The Journey So Far
Log Dated 28/05/2023
A long long time ago (the early 2000’s for those of you who don’t know what a cassette tape looks like) I was on a family trip to Scotland to visit my Grandparents. It was a pretty standard trip for us. We would drive up or jump on the train, take some day trips to brown sign sites, eat cake, drink tea, take photos and go home for a haggis supper.
This time however, my parents decided to take us to the Falkirk Wheel - an incredible piece of engineering and the most fascinating canal lock I have ever seen. It just so happens that on this particular day, the RYA (Royal Yachting Association) was having a promotional event and giving kids a sailing taster session in little bathtub boats called Optimists. Being the tree climbing, hill rolling, river wading child I was, I was desperate to have a go - and thus began my addiction to water sports.
Please now picture a retro style camcorder montage: learning to sail, racing, windsurfing, climbing, archery, becoming a teenager, rowing, going through high school, becoming an instructor, finishing school to teach full time. I was outdoors all the time, covered in bruises, cuts and scrapes - and absolutely loving life.
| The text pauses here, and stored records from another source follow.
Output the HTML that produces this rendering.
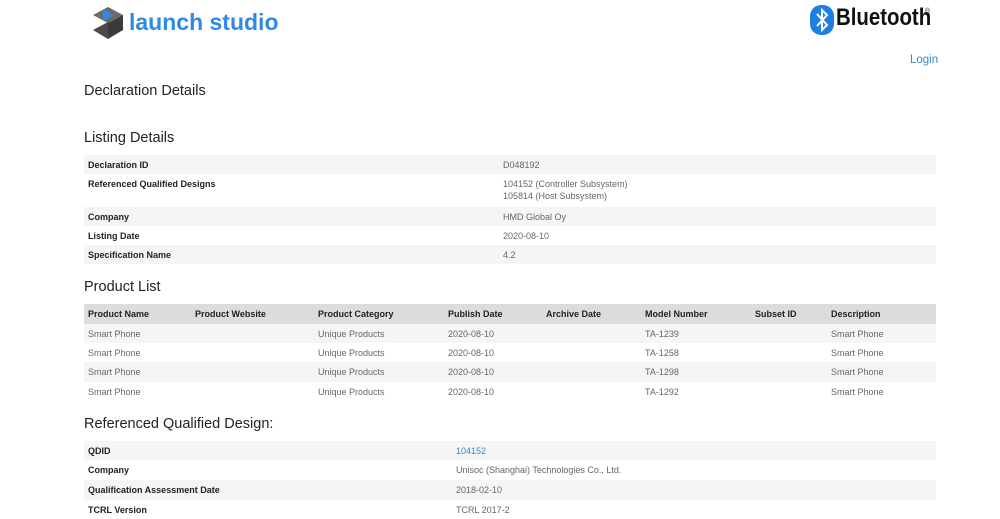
<!DOCTYPE html>
<html><head><meta charset="utf-8"><style>
*{margin:0;padding:0;box-sizing:border-box}
body{width:1000px;height:508px;overflow:hidden;background:#fff;font-family:"Liberation Sans",Arial,sans-serif;position:relative}
.a{position:absolute;white-space:nowrap}
.h{font-size:14.5px;color:#222}
.row{position:absolute;left:84px;width:852px}
.g{background:#f5f5f5}
.hd{background:#dcdcdc}
.l{font-size:9px;color:#222;font-weight:bold;position:absolute;top:5px}
.v{font-size:9px;color:#666;position:absolute;top:5px;line-height:12px;top:4px}
.bl{color:#3a86c8}
</style></head><body>
<svg class="a" style="left:90px;top:5px" width="36" height="38" viewBox="0 0 36 38">
<polygon points="3,10 18,2 33,10 18,18" fill="#6a6a6a"/>
<polygon points="3,25 18,17 33,25 18,34" fill="#4a4a4a"/>
<polygon points="18,18 33,10 33,25 18,33" fill="#3a3a3a"/>
<polygon points="13,4 24,10 13,16" fill="#2e8ae6"/>
</svg>
<div class="a" style="left:129px;top:9px;font-size:23px;color:#2e8ae6;font-weight:bold">launch studio</div>
<svg class="a" style="left:810px;top:5px" width="24" height="30" viewBox="0 0 24 30"><rect x="0" y="0" width="24" height="30" rx="11" fill="#1f7fe0"/><path d="M7,9 L17,20 L12,25 L12,5 L17,10 L7,21" stroke="#fff" stroke-width="2" fill="none"/></svg>
<div class="a" style="left:836px;top:4px;font-size:24px;font-weight:bold;color:#111;transform:scaleX(0.85);transform-origin:left">Bluetooth</div>
<div class="a" style="left:925px;top:8px;font-size:7px;color:#333">®</div>
<div class="a bl" style="left:910px;top:54px;font-size:11.5px">Login</div>
<div class="a h" style="left:84px;top:83px">Declaration Details</div>
<div class="a h" style="left:84px;top:130px">Listing Details</div>
<div class="row g" style="top:155px;height:19px"><span class="l" style="left:4px">Declaration ID</span><span class="v" style="left:419px">D048192</span></div>
<div class="row" style="top:174px;height:33px"><span class="l" style="left:4px">Referenced Qualified Designs</span><span class="v" style="left:419px">104152 (Controller Subsystem)<br>105814 (Host Subsystem)</span></div>
<div class="row g" style="top:207px;height:19px"><span class="l" style="left:4px">Company</span><span class="v" style="left:419px">HMD Global Oy</span></div>
<div class="row" style="top:226px;height:19px"><span class="l" style="left:4px">Listing Date</span><span class="v" style="left:419px">2020-08-10</span></div>
<div class="row g" style="top:245px;height:19px"><span class="l" style="left:4px">Specification Name</span><span class="v" style="left:419px">4.2</span></div>
<div class="a h" style="left:84px;top:279px">Product List</div>
<div class="row hd" style="top:304px;height:20px">
<span class="l" style="left:4px">Product Name</span><span class="l" style="left:111px">Product Website</span><span class="l" style="left:234px">Product Category</span><span class="l" style="left:364px">Publish Date</span><span class="l" style="left:462px">Archive Date</span><span class="l" style="left:561px">Model Number</span><span class="l" style="left:671px">Subset ID</span><span class="l" style="left:747px">Description</span></div>
<div class="row g" style="top:324px;height:19px"><span class="v" style="left:4px">Smart Phone</span><span class="v" style="left:234px">Unique Products</span><span class="v" style="left:364px">2020-08-10</span><span class="v" style="left:561px">TA-1239</span><span class="v" style="left:747px">Smart Phone</span></div>
<div class="row" style="top:343px;height:19px"><span class="v" style="left:4px">Smart Phone</span><span class="v" style="left:234px">Unique Products</span><span class="v" style="left:364px">2020-08-10</span><span class="v" style="left:561px">TA-1258</span><span class="v" style="left:747px">Smart Phone</span></div>
<div class="row g" style="top:362px;height:20px"><span class="v" style="left:4px">Smart Phone</span><span class="v" style="left:234px">Unique Products</span><span class="v" style="left:364px">2020-08-10</span><span class="v" style="left:561px">TA-1298</span><span class="v" style="left:747px">Smart Phone</span></div>
<div class="row" style="top:382px;height:19px"><span class="v" style="left:4px">Smart Phone</span><span class="v" style="left:234px">Unique Products</span><span class="v" style="left:364px">2020-08-10</span><span class="v" style="left:561px">TA-1292</span><span class="v" style="left:747px">Smart Phone</span></div>
<div class="a h" style="left:84px;top:416px">Referenced Qualified Design:</div>
<div class="row g" style="top:441px;height:19px"><span class="l" style="left:4px">QDID</span><span class="v bl" style="left:372px">104152</span></div>
<div class="row" style="top:460px;height:20px"><span class="l" style="left:4px">Company</span><span class="v" style="left:372px">Unisoc (Shanghai) Technologies Co., Ltd.</span></div>
<div class="row g" style="top:480px;height:20px"><span class="l" style="left:4px">Qualification Assessment Date</span><span class="v" style="left:372px">2018-02-10</span></div>
<div class="row" style="top:500px;height:19px"><span class="l" style="left:4px">TCRL Version</span><span class="v" style="left:372px">TCRL 2017-2</span></div>
</body></html>
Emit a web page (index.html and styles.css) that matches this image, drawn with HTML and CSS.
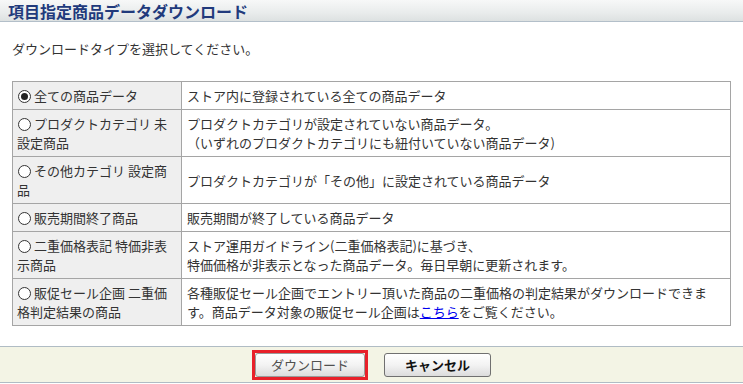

Unfortunately, around the time I started teaching seasonally, an announcement came that Hillingdon Outdoor Activities Centre (the place where I had spent the majority of my childhood having all these adventures and now worked) was due to be knocked down in order to make way for HS2. Everything was on hold for us, including professional advancement, so I started looking for something different.
Enter Ski Instructing.
I had only been skiing a couple of times before. Once as a very young child with my parents and once as a teenager with school. I joined EA Ski + Snowboard, with the intention of going to Big White in Canada for my first season in December 2017. In preparation for this, I took a 3 week trip to BC to visit family and spend some time in Whistler, where I would (hopefully) remember how to do this crazy sport. It was a disaster. My boots were destroying my feet, my mums old goggles fell apart and to top it all off I got stuck halfway down The Saddle with my boyfriend at the time trying to help by simply shouting “just turn!”
What could have been the final nail in the coffin, came when my visa application for Canada was being cut very fine. My rep and I decided - just to be safe - that I would go to Japan in December instead. Two days after we switched, my Canadian visa came through… sods law hey?
I had no idea at this point if taking the ski instructor course was the right decision, but I had made the commitment, so I was going to follow through. At least I knew that my teaching ability was up to scratch…
Fast forward to that winter: 10 days of intensive training (shoutout to Jules and Trent, I owe you so much) followed by the Level 1 exam which I barely scraped, into one of the most incredible 5 months of my life with Hakuba Snow Sports School in Nagano, Japan.
That was almost 7 years ago. Since then I have lived on 3 different continents, travelled to a multitude of places I never thought I would, and met some of the worlds most wonderful people.
COVID of course happened in amongst that, which isn’t a story I’ll tell just now, and with the loss of my mid 20’s to a global pandemic, I decided to set a new goal. By the time I am 30, I will have my Yachtmaster Ocean certificate, return to my first love, explore this planet in a way I dreamed about as a child, and share those adventures with the rest of the world in any way possible.
And I assume that’s why you’re here!
Captains Log is my way of sharing my outdoor adventures with you, snow and sea both, and I look forward to updating you about the next leg of this voyage!